Brett and Arturo started the Truffle Market, an online venture selling truffles that they imported from Italy, in 1998. When
Newsweek
mentioned that their company was selling white truffles for $60 an ounce, compared with Dean & DeLuca's price of $106 for the same amount, business increased tenfold. “I was making thirty percent on it and I thought it was great,” Brett says now. “I didn't even know that was a small profit.” With perishable products, you have to make a killing; at some point you will inevitably lose a shipment to spoilage or to overeager Customs officials. Brett remembers that Fareed Zakaria placed an order, as did the actor Heath Ledger. Robert Mondavi, the winemaker, began to use the Ottolenghi mushrooms for his truffle parties. But the Ottolenghis' best customer was a young woman in Palm Beach, referred by the manager of the Palm Beach Country Club, who ordered a pound of white truffles a week for the entire season, September through December. She hated truffles, but a business associate of her father's, an oil executive from Houston, liked to fly to Palm Beach for the weekends, and he expected to have a plate of them waiting on his bedside table. He ate them like apples.

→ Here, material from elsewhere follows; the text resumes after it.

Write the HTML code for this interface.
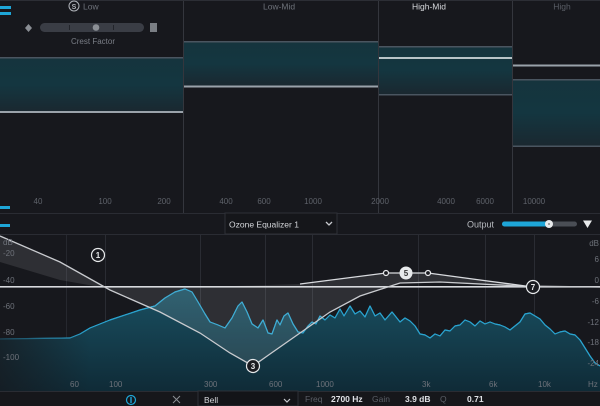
<!DOCTYPE html>
<html><head><meta charset="utf-8"><style>
html,body{margin:0;padding:0;background:#17181d;width:600px;height:406px;overflow:hidden}
svg{display:block}
text{font-family:"Liberation Sans",sans-serif}
</style></head><body>
<svg width="600" height="406" viewBox="0 0 600 406" xmlns="http://www.w3.org/2000/svg">
<defs>
<linearGradient id="band" x1="0" y1="0" x2="0" y2="1">
<stop offset="0" stop-color="#15343d"/><stop offset="0.5" stop-color="#143640"/><stop offset="1" stop-color="#1a2830"/>
</linearGradient>
<linearGradient id="spec" x1="0" y1="0" x2="0" y2="1">
<stop offset="0" stop-color="#1a5062"/><stop offset="1" stop-color="#0f2b37"/>
</linearGradient>
<linearGradient id="specl" x1="0" y1="0" x2="1" y2="0">
<stop offset="0" stop-color="#17181d" stop-opacity="0.7"/><stop offset="0.15" stop-color="#17181d" stop-opacity="0"/>
</linearGradient>
</defs>
<rect width="600" height="406" fill="#17181d"/>
<rect x="0" y="58" width="183" height="54" fill="url(#band)"/>
<rect x="0" y="57" width="183" height="1.5" fill="#4a5560"/>
<rect x="0" y="111" width="183" height="2" fill="#9aa2aa"/>
<rect x="183" y="42" width="195" height="44" fill="url(#band)"/>
<rect x="183" y="41" width="195" height="1.5" fill="#4a5560"/>
<rect x="183" y="85.5" width="195" height="2" fill="#9aa2aa"/>
<rect x="378" y="47" width="134" height="47" fill="url(#band)"/>
<rect x="378" y="46" width="134" height="1.5" fill="#4a5560"/>
<rect x="378" y="57" width="134" height="2" fill="#b8c4c8"/>
<rect x="378" y="94" width="134" height="1.5" fill="#4a5560"/>
<rect x="512" y="80" width="88" height="66" fill="url(#band)"/>
<rect x="512" y="64.5" width="88" height="2" fill="#9aa2aa"/>
<rect x="512" y="79" width="88" height="1.5" fill="#4a5560"/>
<rect x="512" y="145.5" width="88" height="1.5" fill="#4a5560"/>
<g fill="#34363d"><rect x="183" y="0" width="1" height="213"/><rect x="378" y="0" width="1" height="213"/><rect x="512" y="0" width="1" height="213"/></g>
<rect x="0" y="0" width="600" height="1" fill="#2c2e35"/>
<rect x="0" y="6" width="11" height="3" fill="#1ea6d8"/><rect x="0" y="12" width="11" height="3" fill="#1ea6d8"/>
<rect x="0" y="206" width="10" height="3" fill="#1ea6d8"/><rect x="0" y="224" width="10" height="3" fill="#1ea6d8"/>
<circle cx="74" cy="6" r="5" fill="none" stroke="#b0b4ba" stroke-width="1"/>
<text x="74" y="9" font-size="7" fill="#b0b4ba" text-anchor="middle" font-weight="bold">S</text>
<text x="83" y="9.5" font-size="8.5" fill="#6e727a">Low</text>
<text x="263" y="9.5" font-size="8.5" fill="#6e727a">Low-Mid</text>
<text x="429" y="9.5" font-size="8.5" fill="#d8dade" text-anchor="middle">High-Mid</text>
<text x="562" y="9.5" font-size="8.5" fill="#5a5e66" text-anchor="middle">High</text>
<path d="M28.5 24 L32 28 L28.5 32 L25 28Z" fill="#8a8e94"/>
<rect x="40" y="23" width="104" height="9" rx="4.5" fill="#3a3d45"/>
<rect x="69" y="25" width="1" height="5" fill="#22242a"/><rect x="113" y="25" width="1" height="5" fill="#22242a"/>
<circle cx="96" cy="27.5" r="3.3" fill="#8c9096"/>
<rect x="150" y="23" width="7" height="9" fill="#7a7e84"/>
<text x="93" y="44" font-size="8" fill="#7a7e86" text-anchor="middle">Crest Factor</text>
<g font-size="8" fill="#5e626a" text-anchor="middle">
<text x="38" y="204">40</text><text x="105" y="204">100</text><text x="164" y="204">200</text>
<text x="226" y="204">400</text><text x="264" y="204">600</text><text x="313" y="204">1000</text>
<text x="380" y="204">2000</text><text x="446" y="204">4000</text><text x="485" y="204">6000</text><text x="534" y="204">10000</text>
</g>
<rect x="0" y="213" width="600" height="1" fill="#2a2c33"/>
<rect x="0" y="234" width="600" height="1" fill="#2a2c33"/>
<rect x="225" y="213" width="112" height="21" fill="#15161a" stroke="#2e3037" stroke-width="1"/>
<text x="229" y="227.5" font-size="8.5" fill="#d4d6da">Ozone Equalizer 1</text>
<path d="M326 222 L329 225 L332 222" fill="none" stroke="#c8cacf" stroke-width="1.3"/>
<text x="467" y="227.5" font-size="9" fill="#b8bbc0">Output</text>
<rect x="502" y="221.5" width="75" height="5" rx="2.5" fill="#4a4e55"/>
<rect x="502" y="221.5" width="47" height="5" rx="2.5" fill="#1ea6d8"/>
<circle cx="549" cy="224" r="4" fill="#e8eaec"/><circle cx="549" cy="224" r="1" fill="#888"/>
<path d="M583 220.5 L592 220.5 L587.5 228Z" fill="#e8eaec"/>
<rect x="0" y="235" width="600" height="156" fill="#17181d"/>
<g fill="#2a2c33"><rect x="66" y="235" width="1" height="156"/><rect x="105" y="235" width="1" height="156"/><rect x="200" y="235" width="1" height="156"/><rect x="265" y="235" width="1" height="156"/><rect x="312" y="235" width="1" height="156"/><rect x="418" y="235" width="1" height="156"/><rect x="485" y="235" width="1" height="156"/><rect x="534" y="235" width="1" height="156"/></g>
<path id="sp" d="M0 339 L70 338 L80 334 L90 328 L110 320 L140 310 L155 306 L165 298 L175 292 L185 289 L192 292 L198 302 L205 314 L210 322 L218 325 L225 328 L232 318 L238 306 L242 302 L247 312 L252 324 L258 328 L263 320 L268 333 L272 334 L277 320 L280 325 L284 316 L288 313 L293 324 L298 332 L303 333 L308 326 L312 322 L316 324 L320 316 L325 320 L330 315 L335 318 L340 309 L344 316 L350 306 L355 314 L360 311 L365 317 L370 306 L375 316 L380 313 L385 320 L392 312 L396 317 L400 322 L405 318 L410 321 L415 326 L420 334 L425 335 L430 338 L435 334 L440 336 L445 330 L450 331 L455 326 L460 325 L465 320 L470 322 L475 326 L480 321 L485 324 L490 322 L495 324 L500 325 L505 327 L510 330 L515 326 L520 322 L525 314 L530 313 L535 316 L540 319 L545 325 L550 329 L555 334 L560 332 L565 331 L570 334 L575 335 L580 340 L585 348 L590 356 L595 363 L600 366" fill="none" stroke="#2aa3cf" stroke-width="1.2" stroke-linejoin="round"/>
<path d="M0 339 L70 338 L80 334 L90 328 L110 320 L140 310 L155 306 L165 298 L175 292 L185 289 L192 292 L198 302 L205 314 L210 322 L218 325 L225 328 L232 318 L238 306 L242 302 L247 312 L252 324 L258 328 L263 320 L268 333 L272 334 L277 320 L280 325 L284 316 L288 313 L293 324 L298 332 L303 333 L308 326 L312 322 L316 324 L320 316 L325 320 L330 315 L335 318 L340 309 L344 316 L350 306 L355 314 L360 311 L365 317 L370 306 L375 316 L380 313 L385 320 L392 312 L396 317 L400 322 L405 318 L410 321 L415 326 L420 334 L425 335 L430 338 L435 334 L440 336 L445 330 L450 331 L455 326 L460 325 L465 320 L470 322 L475 326 L480 321 L485 324 L490 322 L495 324 L500 325 L505 327 L510 330 L515 326 L520 322 L525 314 L530 313 L535 316 L540 319 L545 325 L550 329 L555 334 L560 332 L565 331 L570 334 L575 335 L580 340 L585 348 L590 356 L595 363 L600 366 L600 391 L0 391Z" fill="url(#spec)"/>
<use href="#sp"/>
<rect x="0" y="235" width="600" height="156" fill="url(#specl)"/>
<path d="M0 236 L60 262 L110 290 L160 312 L200 333 L230 353 L253 366 L270 354 L300 333 L330 312 L360 296 L400 283 L440 282 L520 286 L600 287 L533 287 L480 280 L428 273 L386 273 L300 284 L200 287 L100 287 L60 280 L0 262Z" fill="#ffffff" fill-opacity="0.1"/>
<rect x="0" y="286" width="600" height="1.6" fill="#d8dade"/>
<path d="M0 236 L60 262 L110 290 L160 312 L200 333 L230 353 L253 366 L270 354 L300 333 L330 312 L360 296 L400 283 L440 282 L520 286 L600 287" fill="none" stroke="#c9cbcf" stroke-width="1.3"/>
<path d="M300 284 L386 273 L428 273 L480 280 L533 287" fill="none" stroke="#d8dade" stroke-width="1.3"/>
<g stroke="#e8eaec" stroke-width="1.2">
<circle cx="98" cy="255" r="6.5" fill="#1a1b20"/>
<circle cx="253" cy="366" r="6.5" fill="#1a1b20"/>
<circle cx="533" cy="287" r="6.5" fill="#1a1b20"/>
<circle cx="386" cy="273" r="2.5" fill="#1a1b20"/><circle cx="428" cy="273" r="2.5" fill="#1a1b20"/>
</g>
<circle cx="406" cy="273" r="6.5" fill="#e8eaec"/>
<g font-size="8" text-anchor="middle" font-weight="bold">
<text x="98" y="258" fill="#e8eaec">1</text><text x="253" y="369" fill="#e8eaec">3</text>
<text x="533" y="290" fill="#e8eaec">7</text><text x="406" y="276" fill="#333">5</text>
</g>
<g font-size="8" fill="#6e727a">
<text x="3" y="245">dB</text><text x="3" y="256">-20</text><text x="3" y="283">-40</text><text x="3" y="309">-60</text><text x="3" y="335">-80</text><text x="3" y="360">-100</text>
</g>
<g font-size="8" fill="#6e727a" text-anchor="end">
<text x="599" y="246">dB</text><text x="599" y="262">6</text><text x="599" y="283">0</text><text x="599" y="304">-6</text><text x="599" y="325">-12</text><text x="599" y="345">-18</text><text x="599" y="366">-24</text>
</g>
<g font-size="8" fill="#6e727a">
<text x="70" y="387">60</text><text x="109" y="387">100</text><text x="204" y="387">300</text><text x="269" y="387">600</text><text x="316" y="387">1000</text><text x="422" y="387">3k</text><text x="489" y="387">6k</text><text x="538" y="387">10k</text><text x="588" y="387">Hz</text>
</g>
<rect x="0" y="391" width="600" height="15" fill="#16171b"/>
<rect x="0" y="391" width="600" height="1" fill="#2a2c33"/>
<circle cx="131" cy="400" r="4.5" fill="none" stroke="#1ea6d8" stroke-width="1.2"/><rect x="130.3" y="397" width="1.4" height="6" fill="#1ea6d8"/>
<path d="M173 396 L180 403 M180 396 L173 403" stroke="#8a8e94" stroke-width="1"/>
<rect x="198" y="391" width="100" height="15" fill="#131418" stroke="#2e3037"/>
<text x="204" y="403" font-size="8.5" fill="#d4d6da">Bell</text>
<path d="M284 399 L287 402 L290 399" fill="none" stroke="#c8cacf" stroke-width="1.2"/>
<text x="305" y="402" font-size="8.5" fill="#5a5e66">Freq</text>
<text x="331" y="402" font-size="8.5" fill="#e0e2e6" font-weight="bold">2700 Hz</text>
<text x="372" y="402" font-size="8.5" fill="#5a5e66">Gain</text>
<text x="405" y="402" font-size="8.5" fill="#e0e2e6" font-weight="bold">3.9 dB</text>
<text x="440" y="402" font-size="8.5" fill="#5a5e66">Q</text>
<text x="467" y="402" font-size="8.5" fill="#e0e2e6" font-weight="bold">0.71</text>
</svg>
</body></html>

In the food business, Brett found youth to be an inconvenience. Rather than present the Truffle Market as a father-son venture, as Arturo had hoped, Brett insisted that his father pose alone for the picture in their first catalog. “To buy a truffle from a guy named Arturo Ottolenghi, that makes sense,” Brett says. “Not from Brett, who's thirteen.” For a while, he styled himself “J. Brett Ottolenghi” on his business cards. When he expanded the Truffle Market and renamed it Artisanal Foods, in 2008, he used an unsmiling picture of himself, sporting a suit jacket, a three-day beard, and a pair of fake eyeglasses, which he likes to wear for work, particularly when he's meeting a chef for the first time. “I probably have twenty pairs,” he says.